Обо всём я вспомнила над грудами золота, и ушла бы без подарков, но калёным железом валторны прожёг меня стыд, платьице-то – несвежее, старенькое, а небрежная одежда – грех для девушки, позор, принуждение к рабству; ни высшего балла в поношенном платьице в институте благородных девиц не получить, ни должного внимания эстетов, а только – хула и порицание; не важно, что молодая девица, в силу своей морали не зарабатывает денег, а получает от родственников; не на родственников, что не обогрели и не приодели девушку, а на саму девицу падёт каменным дождём хула.

Я в высшей степени благородная девушка, поэтому задумалась о новом платьице и о других частях гардероба, а мой гардероб уже похож на листья жёлтой третьесортной бумаги. – Ощутите рукой, а не сердцем, граф Яков фон Мишель, как сейчас стучит моё золотое сердце от воспоминаний! – Графиня Анжелика де Ришар приложила мою руку к своей правой груди, засмеялась звонко, щекотно, и я понял, что она не лгунья, а я — будущая мать Солнца. – Потешно, граф, я ошиблась и прислонила вашу руку, драгоценную, хоть и малую, но уже знает толк в шпаге, к своей ошибочной правой груди, а не к сердечной.
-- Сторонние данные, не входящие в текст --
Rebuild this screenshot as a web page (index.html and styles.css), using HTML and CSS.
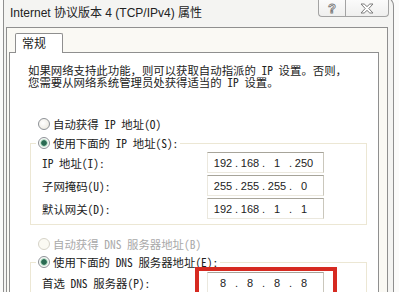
FILE: index.html
```html
<!DOCTYPE html>
<html>
<head>
    <meta charset="UTF-8">
    <title>Internet 协议版本 4 (TCP/IPv4) 属性</title>
    <link rel="stylesheet" href="styles.css">
</head>
<body>
    <div class="window">
        <div class="titlebar">
            <span class="title">Internet 协议版本 4 (TCP/IPv4) 属性</span>
            <div class="caption">
                <span class="cap-btn help">?</span>
                <span class="cap-btn close">
                    <svg width="14" height="11" viewBox="0 0 14 11">
                        <path d="M1 1H4.2L7 3.6L9.8 1H13L8.8 5.5L13 10H9.8L7 7.4L4.2 10H1L5.2 5.5Z" fill="#fff" stroke="#7c7c7c" stroke-width="1" stroke-linejoin="round"/>
                    </svg>
                </span>
            </div>
        </div>

        <div class="client">
            <div class="tabs">
                <span class="tab">常规</span>
            </div>
            <div class="page">
                <div class="intro">
                    <div class="intro-line">如果网络支持此功能，则可以获取自动指派的 IP 设置。否则，</div>
                    <div class="intro-line">您需要从网络系统管理员处获得适当的 IP 设置。</div>
                </div>

                <div class="option first"><span class="radio"></span>自动获得 IP 地址(O)</div>

                <div class="group">
                    <div class="option legend"><span class="radio checked"></span>使用下面的 IP 地址(S):</div>
                    <div class="field-row">
                        <span class="field-label">IP 地址(I):</span>
                        <span class="ip-box"><span>192</span><i>.</i><span>168</span><i>.</i><span>1</span><i>.</i><span>250</span></span>
                    </div>
                    <div class="field-row">
                        <span class="field-label">子网掩码(U):</span>
                        <span class="ip-box"><span>255</span><i>.</i><span>255</span><i>.</i><span>255</span><i>.</i><span>0</span></span>
                    </div>
                    <div class="field-row">
                        <span class="field-label">默认网关(D):</span>
                        <span class="ip-box"><span>192</span><i>.</i><span>168</span><i>.</i><span>1</span><i>.</i><span>1</span></span>
                    </div>
                </div>

                <div class="option disabled"><span class="radio"></span>自动获得 DNS 服务器地址(B)</div>

                <div class="group dns">
                    <div class="option legend"><span class="radio checked"></span>使用下面的 DNS 服务器地址(E):</div>
                    <div class="field-row">
                        <span class="field-label">首选 DNS 服务器(P):</span>
                        <span class="ip-box"><span>8</span><i>.</i><span>8</span><i>.</i><span>8</span><i>.</i><span>8</span></span>
                    </div>
                </div>
            </div>
        </div>
    </div>

    <div class="highlight"></div>
</body>
</html>
```

FILE: styles.css
```css
* {
    box-sizing: border-box;
}

body {
    margin: 0;
    width: 399px;
    height: 292px;
    overflow: hidden;
    position: relative;
    background: #fbfbfa;
    font-family: "Noto Sans Mono CJK SC", "Liberation Mono", "Noto Sans CJK SC", monospace;
    font-size: 11.4px;
    color: #222;
}

/* window frame */

.window {
    margin: -4px 0 0 3px;
    width: 391px;
    height: 300px;
    border: 1px solid #8f8f8f;
    border-bottom: none;
    border-top-right-radius: 10px;
    background: #f4f4f2;
}

.titlebar {
    display: flex;
    height: 30px;
    padding-left: 6px;
}

.title {
    padding-top: 9px;
    line-height: 14px;
    font-family: "Liberation Sans", "Noto Sans CJK SC", sans-serif;
    font-size: 12px;
    color: #222;
}

.caption {
    display: flex;
    height: 20px;
    margin-left: auto;
    margin-right: 4px;
}

.cap-btn {
    display: flex;
    align-items: center;
    justify-content: center;
    padding-top: 3px;
    border: 1px solid #a3a3a3;
    border-top: none;
    background: linear-gradient(#fdfdfd, #efefee);
}

.help {
    width: 27px;
    border-right: none;
    border-radius: 0 0 0 4px;
    font-family: "Liberation Sans", sans-serif;
    font-weight: bold;
    font-size: 13px;
    color: #fff;
    -webkit-text-stroke: 0.9px #7c7c7c;
}

.close {
    width: 44px;
    border-radius: 0 0 4px 0;
}

/* client area and tab */

.client {
    height: 270px;
    margin: 0 5px 0 2px;
    padding: 5px 8px 0 2px;
    border: 1px solid #8f8f8f;
    border-bottom: none;
    background: #faf9f4;
}

.tabs {
    display: flex;
    padding-left: 6px;
}

.tab {
    position: relative;
    z-index: 1;
    width: 48px;
    height: 20px;
    margin-bottom: -1px;
    padding-left: 6px;
    border: 1px solid #8f8f8f;
    border-bottom: none;
    border-radius: 2px 2px 0 0;
    background: #fff;
    font-family: "Noto Sans CJK SC", sans-serif;
    font-size: 12px;
    line-height: 18px;
}

.page {
    height: 250px;
    padding-top: 11px;
    border: 1px solid #8f8f8f;
    border-bottom: none;
    background: #fff;
}

.intro {
    margin-left: 18px;
}

.intro-line {
    height: 12px;
    line-height: 12px;
    white-space: nowrap;
}

/* radio options */

.option {
    display: flex;
    align-items: center;
    gap: 3px;
    height: 19px;
    white-space: nowrap;
}

.option.first {
    margin: 26px 0 0 28px;
}

.option.disabled {
    margin: 9px 0 0 28px;
    color: #a9a9a9;
}

.radio {
    width: 12px;
    height: 12px;
    border: 1px solid #8d9196;
    border-radius: 50%;
    background: radial-gradient(circle at 40% 40%, #fff, #e8e5da);
}

.radio.checked {
    background: radial-gradient(circle, #2a6a53 0 2.4px, #8fc4a8 3px, #eef6f0 4px, #fff 5px);
}

.disabled .radio {
    border-color: #d6d3c8;
    background: #fbfaf3;
}

/* group boxes */

.group {
    margin: 10px 11px 0 20px;
    padding-bottom: 3px;
    border: 1px solid #ece7d4;
}

.group.dns {
    margin-top: 9px;
    height: 40px;
    border-bottom: none;
}

.option.legend {
    width: max-content;
    height: 18px;
    margin: -10px 0 0 5px;
    padding: 0 2px;
    background: #fff;
}

.field-row {
    display: flex;
    align-items: center;
    height: 21px;
    margin-bottom: 2px;
    padding-left: 11px;
    white-space: nowrap;
}

.dns .field-row {
    margin-top: 1px;
}

.field-label {
    width: 165px;
}

.ip-box {
    display: flex;
    align-items: center;
    width: 117px;
    height: 21px;
    padding-left: 4px;
    border: 1px solid;
    border-color: #a7a49a #cac7bc #ebe8de #ebe8de;
    background: #fff;
    font-family: "Liberation Sans", sans-serif;
    font-size: 11px;
    color: #222;
}

.ip-box span {
    width: 22px;
    text-align: center;
}

.ip-box i {
    width: 5px;
    font-style: normal;
    text-align: center;
}

/* annotation */

.highlight {
    position: absolute;
    left: 195px;
    top: 267px;
    width: 142px;
    height: 40px;
    border: 4px solid #d62a21;
}
```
Исправляю ошибку, и прошу принять мои извинения и покорность, умоляю вас, как перед треногой с пифией. – Моя рука под нажимом графини легла на левую грудь, и я ощутил сильнейшие толчки вулкана.

В то время я не осознавал двойственность поступка, но и графиня Анжелика де Ришар не играла со мной, она искренне говорила о сердце, но никак не намекала на театральные штучки гастролёрок балерин: сердце благородной графини свободно от низменных пошлостей и от болезненных страстей после монастырского кваса. – Стучит в барабан сердце, переполнено терзаний и нравственных мук?

В тот день в склепе оно стучало по-воробьиному, но доверительно, я же не убийца.

На благие цели я взяла пару горстей золотых монет, вышла из склепа, аккуратно – проследила до травинки, вернула могильную плиту на полагающееся место, и воскресла, оттого, что не запятнала свою честь воровством; на благородную мораль деньги – не краденные.

На урок успела – и это важно, потому что опоздание – минус балл нравственности.

С тех пор я неизменно брала из склепа деньги на поддержание своего должного скромного вида; сестер и братьев одаряла; а батюшка и матушка ничего не замечали за творческими процессами, причём у батюшки волшебным образом монет в сундуках прибывало, словно из воздуха материализовывались.